Question

So I'm working on a piece of code to take positional data for a RC Plane Crop Duster and compute the total surface area transversed (without double counting any area). I cannot figure out how to calculate the area for a given period of operation.

Given the following Table Calculate the area the points cover.

x,y
1,2
1,5
4,3
6,6
3,4
3,1

Any Ideas? I've browsed Greens Theorem and I'm left without a practical concept in which to code.

Thanks for any advise

Was it helpful?

Solution

  1. Build the convex hull from the given points

    Algorithms are described here

    See a very nice python demo + src

  2. Calculate its area

    Python code is here

OTHER TIPS

Someone mathier than me may have to verify the information here. But it looks legit: http://www.wikihow.com/Calculate-the-Area-of-a-Polygon and fairly easy to apply in code.

I'm not entirely sure that you're looking for "Surface area" as much as you're looking for Distance. It seems like you want to calculate the distance between one point and the next for that list. If that's the case, simply use the Distance Formula.

If the plane drops a constant width of dust while flying between those points, then the area is simply the distance between those points times the width of the spray.

If your points are guaranteed to be on an integer grid - as they are in your example - (and you really are looking for enclosed area) would Pick's Theorem help?

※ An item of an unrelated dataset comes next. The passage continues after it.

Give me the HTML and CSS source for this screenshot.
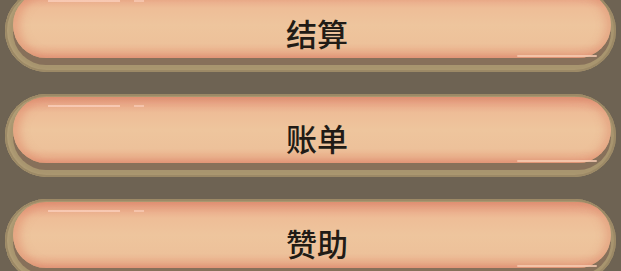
FILE: index.html
```html
<!DOCTYPE html>
<html>
  <head>
    <meta charset="UTF-8" />
    <title>菜单</title>
    <link rel="stylesheet" href="styles.css">
  </head>
  <body>
    <div class="menu">
      <div class="btn"><div class="face">结算</div></div>
      <div class="btn"><div class="face">账单</div></div>
      <div class="btn"><div class="face">赞助</div></div>
    </div>
  </body>
</html>
```
FILE: styles.css
```css
/* menu buttons */
body {
  margin: 0;
  background: #6e6353;
  font-family: "Noto Sans CJK SC", "Noto Sans", sans-serif;
  overflow: hidden;
}
.menu {
  display: flex;
  flex-direction: column;
  gap: 22px;
  margin-top: -11px;
  padding: 0 5px;
}
.btn {
  height: 83px;
  box-sizing: border-box;
  padding: 3px 5px 14px 8px;
  border-radius: 42px;
  background: #a8956f;
  box-shadow: inset 0 0 0 2px #9c8966, inset 3px 0 4px #b9a57c;
}
.face {
  position: relative;
  height: 66px;
  box-sizing: border-box;
  padding: 14px 0 0 10px;
  border-radius: 34px;
  display: flex;
  align-items: center;
  justify-content: center;
  font-size: 31px;
  font-weight: 500;
  color: #211b16;
  background: linear-gradient(to bottom, #e09476 0%, #e9a888 10%, #eebd97 24%, #eec59d 50%, #edc19a 78%, #eab08c 92%, #e39c7e 100%);
  box-shadow: 0 7px 0 #87705a, inset 7px 0 9px rgba(222, 140, 110, 0.55), inset -6px 0 8px rgba(222, 140, 110, 0.45);
}
/* glossy streaks */
.face::before {
  content: "";
  position: absolute;
  left: 35px;
  top: 8px;
  width: 96px;
  height: 2px;
  background: linear-gradient(to right, rgba(250, 205, 185, 0.85) 0, rgba(250, 205, 185, 0.85) 72px, transparent 72px, transparent 86px, rgba(250, 205, 185, 0.7) 86px);
}
.face::after {
  content: "";
  position: absolute;
  right: 14px;
  bottom: 1px;
  width: 80px;
  height: 2px;
  border-radius: 1px;
  background: rgba(248, 205, 180, 0.8);
}
```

You will have to divide the complex polygon approximately into standard polygons (triangles, rectangles etc) and then find area of all of them. This is just like regular integration (only difference is that you are yet to find a formula to approximate your data).

The above points are when you assume that you are forming a closed polygon with your data.

Use to QHull to triangulate the region, then sum the areas of the resulting triangles.